Fannin County, Texas -- When you watch brightly colored yellow wood quickly molded into shape like soft butter in the hands of John Baecht, you have to keep reminding yourself that this locally grown treasure is some of the hardest wood on God's green earth.

Bois d'arc trees likely evolved as a food source for megafauna, with strong branches to take the beating that came from feeding sessions by massive animals like giant sloth and mammoth that fed on "horse apples" during the Pleistocene, 2.5 million to 11,700 years ago.
But while the era of megafauna came and went, somehow bois d'arc managed to live on. Some call it a neo-tropical anachronism; others are a bit more specific and call it an evolutionary anachronism.
A massive extinction of numerous megafaunal species occurred during the latter half of the Late Pleistocene to the beginning of the Holocene, somewhere between 50,000 years ago to 10,000 years ago. The evolutionary anachronism theory is that bois d'arc co-evolved with these large animals that fed on its fruit and dispersed the seeds until the animals because extinct.
But every time bois d'arc seemed to have outlived its purpose, maclura pomifera has reinvented itself.
It seems to have originated as fruit-bearing tree favored by certain megafauna. Then, tens of thousands of years later, American settlers discovered they could plant rows of bois d'arc seeds and weave the young, thorny plants into hedgerows that served as fencing around gardens and cornfields to keep free-range cattle out.
Maybe the most amazing part of the story of bois d'arc came when Lucien B. Smith was issued a patent for barbed wire in 1867, making the thorny hedgerows obsolete. Suddenly, the search was on to find which tree could be harvested to make the best fence posts.
As it turned out, nothing lasts longer than bois d'arc.
Some of those 150-year-old fence posts are now being harvested by Fannin County resident John Baecht.

Baecht calls bois d'arc "the Swiss army knife of trees" as he fashions everything from incredibly sturdy axe handles to deceivingly delicate-looking daffodil petals from this unique yellow wood that attracted Native Americans to the Bois d'Arc Kingdom thousands of years ago.

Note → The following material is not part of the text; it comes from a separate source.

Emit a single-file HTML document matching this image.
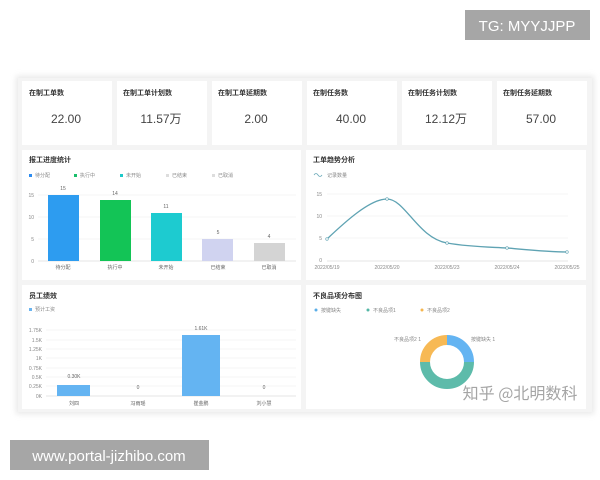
<!DOCTYPE html>
<html><head><meta charset="utf-8"><style>
html,body{margin:0;padding:0;background:#fff;width:600px;height:480px;overflow:hidden}
svg{display:block;font-family:"Liberation Sans","Noto Sans CJK SC",sans-serif}
</style></head><body>
<svg width="600" height="480" viewBox="0 0 600 480">
<defs><filter id="sh" x="-5%" y="-5%" width="110%" height="110%"><feGaussianBlur stdDeviation="3"/></filter></defs>
<rect x="16" y="76" width="578" height="338" fill="#e8e8e8" filter="url(#sh)"/>
<rect x="18" y="78" width="574" height="334" fill="#f4f4f4"/>
<g fill="#fff">
<rect x="22" y="81" width="90" height="64"/><rect x="117" y="81" width="90" height="64"/><rect x="212" y="81" width="90" height="64"/>
<rect x="307" y="81" width="90" height="64"/><rect x="402" y="81" width="90" height="64"/><rect x="497" y="81" width="90" height="64"/>
<rect x="22" y="150" width="279" height="130"/><rect x="306" y="150" width="280" height="130"/>
<rect x="22" y="285" width="279" height="124"/><rect x="306" y="285" width="280" height="124"/>
</g>
<g font-size="7" font-weight="bold" fill="#333">
<text x="29" y="95">在制工单数</text><text x="123" y="95">在制工单计划数</text><text x="218" y="95">在制工单延期数</text>
<text x="313" y="95">在制任务数</text><text x="408" y="95">在制任务计划数</text><text x="503" y="95">在制任务延期数</text>
<text x="29" y="162">报工进度统计</text><text x="313" y="162">工单趋势分析</text>
<text x="29" y="298">员工绩效</text><text x="313" y="298">不良品项分布图</text>
</g>
<g font-size="12" fill="#444" text-anchor="middle">
<text x="66" y="123">22.00</text><text x="161" y="123">11.57万</text><text x="256" y="123">2.00</text>
<text x="351" y="123">40.00</text><text x="446" y="123">12.12万</text><text x="541" y="123">57.00</text>
</g>
<g font-size="5" fill="#888">
<rect x="29" y="174" width="3" height="3" fill="#2d8cf0"/><text x="35" y="177">待分配</text>
<rect x="74" y="174" width="3" height="3" fill="#19be6b"/><text x="80" y="177">执行中</text>
<rect x="120" y="174" width="3" height="3" fill="#1dc9c9"/><text x="126" y="177">未开始</text>
<rect x="166" y="174" width="3" height="3" fill="#ddd"/><text x="172" y="177">已结束</text>
<rect x="212" y="174" width="3" height="3" fill="#ddd"/><text x="218" y="177">已取消</text>
<text x="34" y="197" text-anchor="end">15</text><text x="34" y="219" text-anchor="end">10</text><text x="34" y="241" text-anchor="end">5</text><text x="34" y="263" text-anchor="end">0</text>
</g>
<g stroke="#eee" stroke-width="0.6"><line x1="38" y1="195" x2="296" y2="195"/><line x1="38" y1="217" x2="296" y2="217"/><line x1="38" y1="239" x2="296" y2="239"/></g>
<line x1="38" y1="261" x2="296" y2="261" stroke="#ccc" stroke-width="0.6"/>
<rect x="48" y="195" width="31" height="66" fill="#2d9cf0"/>
<rect x="100" y="200" width="31" height="61" fill="#13c456"/>
<rect x="151" y="213" width="31" height="48" fill="#1dcbd0"/>
<rect x="202" y="239" width="31" height="22" fill="#d0d3f0"/>
<rect x="254" y="243" width="31" height="18" fill="#d4d4d4"/>
<g font-size="5" fill="#666" text-anchor="middle">
<text x="63" y="190">15</text><text x="115" y="195">14</text><text x="166" y="208">11</text><text x="218" y="234">5</text><text x="269" y="238">4</text>
<text x="63" y="269">待分配</text><text x="115" y="269">执行中</text><text x="166" y="269">未开始</text><text x="218" y="269">已结束</text><text x="269" y="269">已取消</text>
</g>
<g font-size="5" fill="#888">
<path d="M314 175 q2 -3 4 0 q2 3 4 0" stroke="#6aa9b8" fill="none" stroke-width="0.8"/><text x="327" y="177">记录数量</text>
<text x="322" y="196" text-anchor="end">15</text><text x="322" y="218" text-anchor="end">10</text><text x="322" y="240" text-anchor="end">5</text><text x="322" y="262" text-anchor="end">0</text>
</g>
<g stroke="#eee" stroke-width="0.6"><line x1="327" y1="194" x2="568" y2="194"/><line x1="327" y1="216" x2="568" y2="216"/><line x1="327" y1="238" x2="568" y2="238"/></g>
<line x1="327" y1="261" x2="568" y2="261" stroke="#ccc" stroke-width="0.6"/>
<path d="M327 239 C345 222 370 199 387 199 C405 199 418 238 447 243 C470 247 490 247 507 248 C530 250 550 252 567 252" stroke="#5fa3b3" stroke-width="1.3" fill="none"/>
<g fill="#fff" stroke="#5fa3b3" stroke-width="0.6"><circle cx="327" cy="239" r="1.3"/><circle cx="387" cy="199" r="1.3"/><circle cx="447" cy="243" r="1.3"/><circle cx="507" cy="248" r="1.3"/><circle cx="567" cy="252" r="1.3"/></g>
<g font-size="5" fill="#888" text-anchor="middle">
<text x="327" y="269">2022/05/19</text><text x="387" y="269">2022/05/20</text><text x="447" y="269">2022/05/23</text><text x="507" y="269">2022/05/24</text><text x="567" y="269">2022/05/25</text>
</g>
<g font-size="5" fill="#888">
<rect x="29" y="308" width="3" height="3" fill="#6ab4f0"/><text x="35" y="311">预计工资</text>
<g text-anchor="end"><text x="42" y="332">1.75K</text><text x="42" y="342">1.5K</text><text x="42" y="351">1.25K</text><text x="42" y="360">1K</text><text x="42" y="370">0.75K</text><text x="42" y="379">0.5K</text><text x="42" y="388">0.25K</text><text x="42" y="398">0K</text></g>
</g>
<g stroke="#eee" stroke-width="0.6"><line x1="46" y1="330" x2="296" y2="330"/><line x1="46" y1="340" x2="296" y2="340"/><line x1="46" y1="349" x2="296" y2="349"/><line x1="46" y1="358" x2="296" y2="358"/><line x1="46" y1="368" x2="296" y2="368"/><line x1="46" y1="377" x2="296" y2="377"/><line x1="46" y1="386" x2="296" y2="386"/></g>
<line x1="46" y1="396" x2="296" y2="396" stroke="#ccc" stroke-width="0.6"/>
<rect x="57" y="385" width="33" height="11" fill="#64b4f2"/>
<rect x="182" y="335" width="38" height="61" fill="#64b4f2"/>
<g font-size="5" fill="#666" text-anchor="middle">
<text x="74" y="378">0.30K</text><text x="138" y="389">0</text><text x="201" y="330">1.61K</text><text x="264" y="389">0</text>
<text x="74" y="405">刘四</text><text x="138" y="405">冯雨瑶</text><text x="201" y="405">崔金鹏</text><text x="264" y="405">刘小慧</text>
</g>
<g font-size="5" fill="#888">
<circle cx="316" cy="310" r="1.5" fill="#5aaee8"/><text x="321" y="312">按键缺失</text>
<circle cx="368" cy="310" r="1.5" fill="#55b7a6"/><text x="373" y="312">不良品项1</text>
<circle cx="422" cy="310" r="1.5" fill="#f5b64f"/><text x="427" y="312">不良品项2</text>
<text x="421" y="341" text-anchor="end">不良品项2  1</text><text x="471" y="341">按键缺失  1</text>
</g>
<g fill="none" stroke-width="10">
<path d="M447 340 A22 22 0 0 1 469 362" stroke="#64b4f2"/>
<path d="M469 362 A22 22 0 0 1 425 362" stroke="#5dbbaa"/>
<path d="M425 362 A22 22 0 0 1 447 340" stroke="#f7b955"/>
</g>
<text x="520" y="399" font-size="16" fill="#a5a5a5" text-anchor="middle" font-family="'Noto Sans CJK SC',sans-serif">知乎 @北明数科</text>
<rect x="465" y="10" width="125" height="30" fill="#a6a6a6"/>
<text x="527" y="31" font-size="15" fill="#fff" text-anchor="middle">TG: MYYJJPP</text>
<rect x="10" y="440" width="199" height="30" fill="#a6a6a6"/>
<text x="109" y="461" font-size="15" fill="#fff" text-anchor="middle">www.portal-jizhibo.com</text>
</svg>
</body></html>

"It has a heart of gold and a soul of steel," Baecht says with quiet admiration in his voice that has developed from years of working with a remarkably unusual tree that many North Texans unknowingly shrug off as "trash wood." For those who understand the fascinating properties of this tree, nothing could be farther from the truth.
From practically unbreakable tool handles to graceful dragonfly wings destined for bookshelves and coffee tables, it is that combination of fulfilling basic utilitarian purposes and also creating one-of-a-kind art treasures that makes Baecht's work as versatile as this unusual wood he cherishes.

Heirloom handles start at $200. Baecht is transforming bois d'Arc fence posts into family heirlooms that will be passed down for generations.
"If you lose the hammer or ax for a year in the field, just wipe off the rust and go to work," Baecht says.

A family of artists
Art has been a constant theme in several generations of the Baecht family. John's mother, the late Sue Tucker, is the matriarchal artist of the family, known for producing Southwest-style ornaments at her Southwest Treasures in Santa Fe, New Mexico Christmas Store for years. Sue's cow skulls with turquoise inlays won numerous accolades.

John's father, Robert Baecht, is the owner of Goldstar Carpet One in Denison, Texas. The name of the store comes from something Robert created in 1963 when he found a box of discarded, broken gold-colored tile at a wholesaler in Dallas and took the broken tile and created gold stars in the white-tile showers. Soon everyone wanted the gold star tile installer.
"His ability to lay out large, complicated tile designs is pure art of math," John says with a bit of awe in his voice.
Robert loves to make mosaic stepping stones out of up-cycled used tile.


But the best may be yet to come for this family because John credits his daughter, Tabitha Baecht, a student at Savoy High school, with inspiring him to let my hands follow his thoughts.
"I witnessed Tabitha transform sticks, twigs, corn husk, newspaper and lots of glue into a 3-D painting of a weathered bois d'arc fence row that placed 6th in the National Beta Division 2 competition," remarks an obviously proud father.
Tabitha's bois d'arc fence is in the far left of this photograph and the large mushroom won 8th in the National Beta Division 2 competition.

There is a rumbling in the Bois d'Arc Kingdom that Mr. Baecht and several bois d'arc craftsmen will gather for an exhibit in Fannin County this fall.